**The request**.
Carry none of the pictures over; set down the material below exactly.

**Data provided**.
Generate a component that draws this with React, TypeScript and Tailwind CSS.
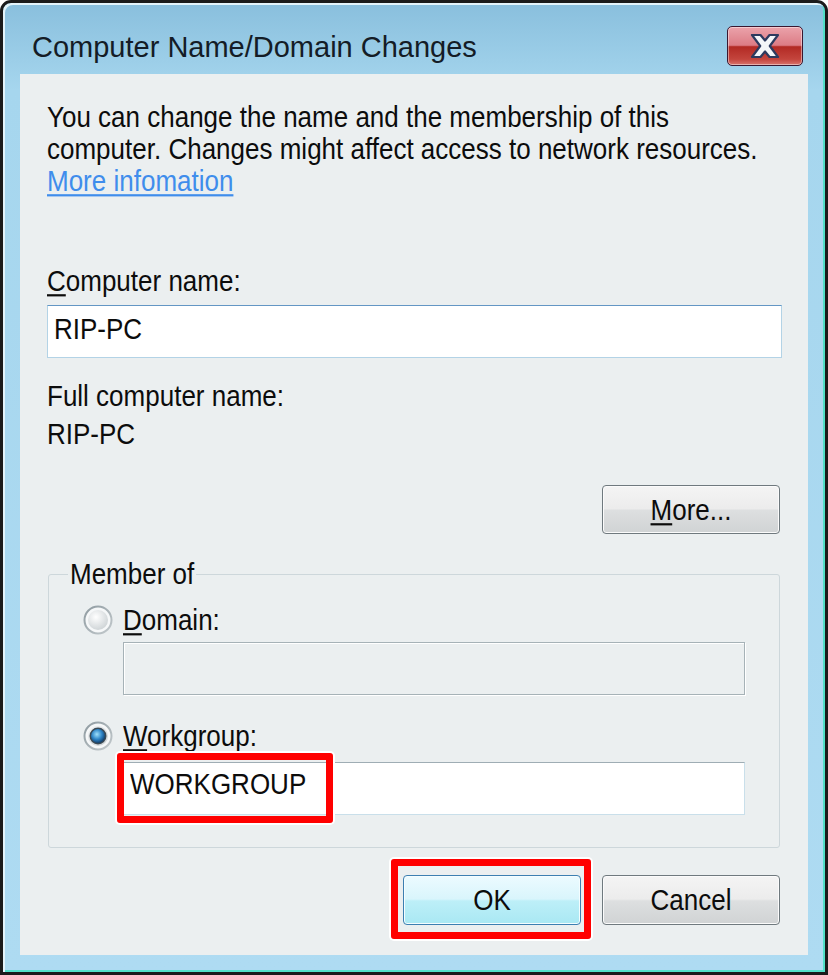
import React from 'react';

function T({ children }: { children: React.ReactNode }) {
  return <span className="inline-block scale-y-[1.1]">{children}</span>;
}

function U({ children }: { children: React.ReactNode }) {
  return <span className="underline decoration-2 underline-offset-[3px]">{children}</span>;
}

function Radio({ checked }: { checked?: boolean }) {
  return (
    <svg width="30" height="30" viewBox="0 0 30 30">
      <defs>
        <linearGradient id="ring" x1="0" y1="0" x2="1" y2="1">
          <stop offset="0" stopColor="#8e9aa0" />
          <stop offset="1" stopColor="#c3cacd" />
        </linearGradient>
        <radialGradient id="inner" cx="0.4" cy="0.35" r="0.75">
          <stop offset="0" stopColor="#ffffff" />
          <stop offset="1" stopColor="#c9cfd2" />
        </radialGradient>
        <radialGradient id="dot" cx="0.42" cy="0.38" r="0.65">
          <stop offset="0" stopColor="#9fe0fb" />
          <stop offset="0.55" stopColor="#2f86c8" />
          <stop offset="1" stopColor="#0f3a66" />
        </radialGradient>
      </defs>
      <circle cx="15" cy="15" r="13.5" fill="#f6f8f9" stroke="url(#ring)" strokeWidth="2" />
      <circle cx="15" cy="15" r="10" fill="url(#inner)" />
      {checked && <circle cx="15" cy="15" r="8.5" fill="#3b4a55" />}
      {checked && <circle cx="15" cy="15" r="7" fill="url(#dot)" />}
    </svg>
  );
}

const line = 'h-[32px] leading-[32px] text-[26px] whitespace-nowrap';
const grayBtn =
  'w-[178px] rounded-[4px] border border-[#6f797e] bg-[linear-gradient(to_bottom,#f4f4f4_0%,#ececec_48%,#dddfe0_52%,#d0d3d4_100%)] shadow-[inset_0_0_0_1px_#fbfbfb] flex items-center justify-center';

export default function App() {
  return (
    <div className="w-[828px] h-[975px] bg-white font-['Liberation_Sans',Arial,sans-serif] text-[#0c0c0c]">
      <div className="w-full h-full flex flex-col rounded-t-[11px] border-[3px] border-[#1b1b1b] bg-[linear-gradient(to_bottom,#89bfdd_0%,#a6d6ee_9%,#aedbf2_100%)] shadow-[inset_2px_2px_0_#e3f4fb,inset_-2px_-2px_0_#52e0c8] px-[17px] pb-[17px]">
        {/* title bar */}
        <div className="h-[71px] flex items-start justify-between">
          <div className="mt-[28px] ml-[12px] h-[32px] leading-[32px] text-[29px] text-[#141c26] whitespace-nowrap">
            Computer Name/Domain Changes
          </div>
          <div className="mt-[23px] mr-[5px] w-[76px] h-[40px] rounded-[5px] border border-[#3a1730] bg-[linear-gradient(to_bottom,#eba3ab_0%,#dc7c85_48%,#b22a24_52%,#c4453d_85%,#d8746d_100%)] shadow-[inset_0_0_0_1px_rgba(255,255,255,0.45)] flex items-center justify-center">
            <svg width="30" height="26" viewBox="0 0 30 26">
              <path
                d="M2 2 H10.5 L15 7.5 L19.5 2 H28 L19.8 13 L28 24 H19.5 L15 18.5 L10.5 24 H2 L10.2 13 Z"
                fill="#f4f6f8"
                stroke="#2d3a5e"
                strokeWidth="2.2"
                strokeLinejoin="round"
              />
            </svg>
          </div>
        </div>

        {/* content */}
        <div className="flex-1 bg-[#ebeff0] pl-[27px] pr-[26px] pt-[27px] flex flex-col">
          <div className={line}><T>You can change the name and the membership of this</T></div>
          <div className={line}><T>computer. Changes might affect access to network resources.</T></div>
          <div className={line + ' text-[#3f8dec]'}>
            <T><span className="underline decoration-2 underline-offset-[3px]">More infomation</span></T>
          </div>

          <div className={line + ' mt-[68px]'}><T><U>C</U>omputer name:</T></div>
          <div className="mt-[8px] h-[53px] bg-white border border-[#b3d3e6] border-t-[#6396c4] pl-[6px] pb-[6px] flex items-center">
            <div className={line}><T>RIP-PC</T></div>
          </div>

          <div className={line + ' mt-[22px]'}><T>Full computer name:</T></div>
          <div className={line + ' mt-[6px]'}><T>RIP-PC</T></div>

          <div className={grayBtn + ' self-end mr-[2px] mt-[35px] h-[49px]'}>
            <div className={line}><T><U>M</U>ore...</T></div>
          </div>

          <fieldset className="mt-[24px] ml-[1px] mr-[2px] border border-[#cdd7db] rounded-[3px] pb-[32px]">
            <legend className={line + ' ml-[19px] px-[2px]'}><T>Member of</T></legend>

            <div className="mt-[14px] h-[32px] flex items-center">
              <div className="ml-[34px]"><Radio /></div>
              <div className={line + ' ml-[10px]'}><T><U>D</U>omain:</T></div>
            </div>
            <div className="mt-[6px] ml-[74px] mr-[34px] h-[53px] border border-[#a6b2b7] shadow-[inset_1px_1px_0_#ffffff,1px_1px_0_#ffffff] bg-[#ebeff0]" />

            <div className="mt-[25px] h-[32px] flex items-center">
              <div className="ml-[34px]"><Radio checked /></div>
              <div className={line + ' ml-[10px]'}><T><U>W</U>orkgroup:</T></div>
            </div>
            <div className="relative mt-[10px] ml-[74px] mr-[34px] h-[53px] bg-white border border-[#c9dfea] border-t-[#9fadb4] pl-[6px] pb-[10px] flex items-center">
              <div className={line}><T>WORKGROUP</T></div>
              <div className="absolute left-[-7px] top-[-10px] w-[216px] h-[70px] border-[7px] border-[#ff0000] rounded-[3px] shadow-[0_0_0_2px_#ffffff]" />
            </div>
          </fieldset>

          <div className="mt-[27px] mr-[2px] flex justify-end gap-[21px]">
            <div className="relative">
              <div className="w-[178px] h-[50px] rounded-[4px] border border-[#3c7fb1] bg-[linear-gradient(to_bottom,#ecfbff_0%,#d9f5fc_48%,#bdeff8_52%,#a9e8f3_100%)] shadow-[inset_0_0_0_1px_#f4fdff] flex items-center justify-center">
                <div className={line}><T>OK</T></div>
              </div>
              <div className="absolute left-[-12px] top-[-16px] right-[-10px] bottom-[-14px] border-[7px] border-[#ff0000] rounded-[3px] shadow-[0_0_0_2px_#ffffff]" />
            </div>
            <div className={grayBtn + ' h-[50px]'}>
              <div className={line}><T>Cancel</T></div>
            </div>
          </div>
        </div>
      </div>
    </div>
  );
}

**Response to this exercise**.
Generate a component that draws this with React, TypeScript and Tailwind CSS.
import React from 'react';

function T({ children }: { children: React.ReactNode }) {
  return <span className="inline-block scale-y-[1.1]">{children}</span>;
}

function U({ children }: { children: React.ReactNode }) {
  return <span className="underline decoration-2 underline-offset-[3px]">{children}</span>;
}

function Radio({ checked }: { checked?: boolean }) {
  return (
    <svg width="30" height="30" viewBox="0 0 30 30">
      <defs>
        <linearGradient id="ring" x1="0" y1="0" x2="1" y2="1">
          <stop offset="0" stopColor="#8e9aa0" />
          <stop offset="1" stopColor="#c3cacd" />
        </linearGradient>
        <radialGradient id="inner" cx="0.4" cy="0.35" r="0.75">
          <stop offset="0" stopColor="#ffffff" />
          <stop offset="1" stopColor="#c9cfd2" />
        </radialGradient>
        <radialGradient id="dot" cx="0.42" cy="0.38" r="0.65">
          <stop offset="0" stopColor="#9fe0fb" />
          <stop offset="0.55" stopColor="#2f86c8" />
          <stop offset="1" stopColor="#0f3a66" />
        </radialGradient>
      </defs>
      <circle cx="15" cy="15" r="13.5" fill="#f6f8f9" stroke="url(#ring)" strokeWidth="2" />
      <circle cx="15" cy="15" r="10" fill="url(#inner)" />
      {checked && <circle cx="15" cy="15" r="8.5" fill="#3b4a55" />}
      {checked && <circle cx="15" cy="15" r="7" fill="url(#dot)" />}
    </svg>
  );
}

const line = 'h-[32px] leading-[32px] text-[26px] whitespace-nowrap';
const grayBtn =
  'w-[178px] rounded-[4px] border border-[#6f797e] bg-[linear-gradient(to_bottom,#f4f4f4_0%,#ececec_48%,#dddfe0_52%,#d0d3d4_100%)] shadow-[inset_0_0_0_1px_#fbfbfb] flex items-center justify-center';

export default function App() {
  return (
    <div className="w-[828px] h-[975px] bg-white font-['Liberation_Sans',Arial,sans-serif] text-[#0c0c0c]">
      <div className="w-full h-full flex flex-col rounded-t-[11px] border-[3px] border-[#1b1b1b] bg-[linear-gradient(to_bottom,#89bfdd_0%,#a6d6ee_9%,#aedbf2_100%)] shadow-[inset_2px_2px_0_#e3f4fb,inset_-2px_-2px_0_#52e0c8] px-[17px] pb-[17px]">
        {/* title bar */}
        <div className="h-[71px] flex items-start justify-between">
          <div className="mt-[28px] ml-[12px] h-[32px] leading-[32px] text-[29px] text-[#141c26] whitespace-nowrap">
            Computer Name/Domain Changes
          </div>
          <div className="mt-[23px] mr-[5px] w-[76px] h-[40px] rounded-[5px] border border-[#3a1730] bg-[linear-gradient(to_bottom,#eba3ab_0%,#dc7c85_48%,#b22a24_52%,#c4453d_85%,#d8746d_100%)] shadow-[inset_0_0_0_1px_rgba(255,255,255,0.45)] flex items-center justify-center">
            <svg width="30" height="26" viewBox="0 0 30 26">
              <path
                d="M2 2 H10.5 L15 7.5 L19.5 2 H28 L19.8 13 L28 24 H19.5 L15 18.5 L10.5 24 H2 L10.2 13 Z"
                fill="#f4f6f8"
                stroke="#2d3a5e"
                strokeWidth="2.2"
                strokeLinejoin="round"
              />
            </svg>
          </div>
        </div>

        {/* content */}
        <div className="flex-1 bg-[#ebeff0] pl-[27px] pr-[26px] pt-[27px] flex flex-col">
          <div className={line}><T>You can change the name and the membership of this</T></div>
          <div className={line}><T>computer. Changes might affect access to network resources.</T></div>
          <div className={line + ' text-[#3f8dec]'}>
            <T><span className="underline decoration-2 underline-offset-[3px]">More infomation</span></T>
          </div>

          <div className={line + ' mt-[68px]'}><T><U>C</U>omputer name:</T></div>
          <div className="mt-[8px] h-[53px] bg-white border border-[#b3d3e6] border-t-[#6396c4] pl-[6px] pb-[6px] flex items-center">
            <div className={line}><T>RIP-PC</T></div>
          </div>

          <div className={line + ' mt-[22px]'}><T>Full computer name:</T></div>
          <div className={line + ' mt-[6px]'}><T>RIP-PC</T></div>

          <div className={grayBtn + ' self-end mr-[2px] mt-[35px] h-[49px]'}>
            <div className={line}><T><U>M</U>ore...</T></div>
          </div>

          <fieldset className="mt-[24px] ml-[1px] mr-[2px] border border-[#cdd7db] rounded-[3px] pb-[32px]">
            <legend className={line + ' ml-[19px] px-[2px]'}><T>Member of</T></legend>

            <div className="mt-[14px] h-[32px] flex items-center">
              <div className="ml-[34px]"><Radio /></div>
              <div className={line + ' ml-[10px]'}><T><U>D</U>omain:</T></div>
            </div>
            <div className="mt-[6px] ml-[74px] mr-[34px] h-[53px] border border-[#a6b2b7] shadow-[inset_1px_1px_0_#ffffff,1px_1px_0_#ffffff] bg-[#ebeff0]" />

            <div className="mt-[25px] h-[32px] flex items-center">
              <div className="ml-[34px]"><Radio checked /></div>
              <div className={line + ' ml-[10px]'}><T><U>W</U>orkgroup:</T></div>
            </div>
            <div className="relative mt-[10px] ml-[74px] mr-[34px] h-[53px] bg-white border border-[#c9dfea] border-t-[#9fadb4] pl-[6px] pb-[10px] flex items-center">
              <div className={line}><T>WORKGROUP</T></div>
              <div className="absolute left-[-7px] top-[-10px] w-[216px] h-[70px] border-[7px] border-[#ff0000] rounded-[3px] shadow-[0_0_0_2px_#ffffff]" />
            </div>
          </fieldset>

          <div className="mt-[27px] mr-[2px] flex justify-end gap-[21px]">
            <div className="relative">
              <div className="w-[178px] h-[50px] rounded-[4px] border border-[#3c7fb1] bg-[linear-gradient(to_bottom,#ecfbff_0%,#d9f5fc_48%,#bdeff8_52%,#a9e8f3_100%)] shadow-[inset_0_0_0_1px_#f4fdff] flex items-center justify-center">
                <div className={line}><T>OK</T></div>
              </div>
              <div className="absolute left-[-12px] top-[-16px] right-[-10px] bottom-[-14px] border-[7px] border-[#ff0000] rounded-[3px] shadow-[0_0_0_2px_#ffffff]" />
            </div>
            <div className={grayBtn + ' h-[50px]'}>
              <div className={line}><T>Cancel</T></div>
            </div>
          </div>
        </div>
      </div>
    </div>
  );
}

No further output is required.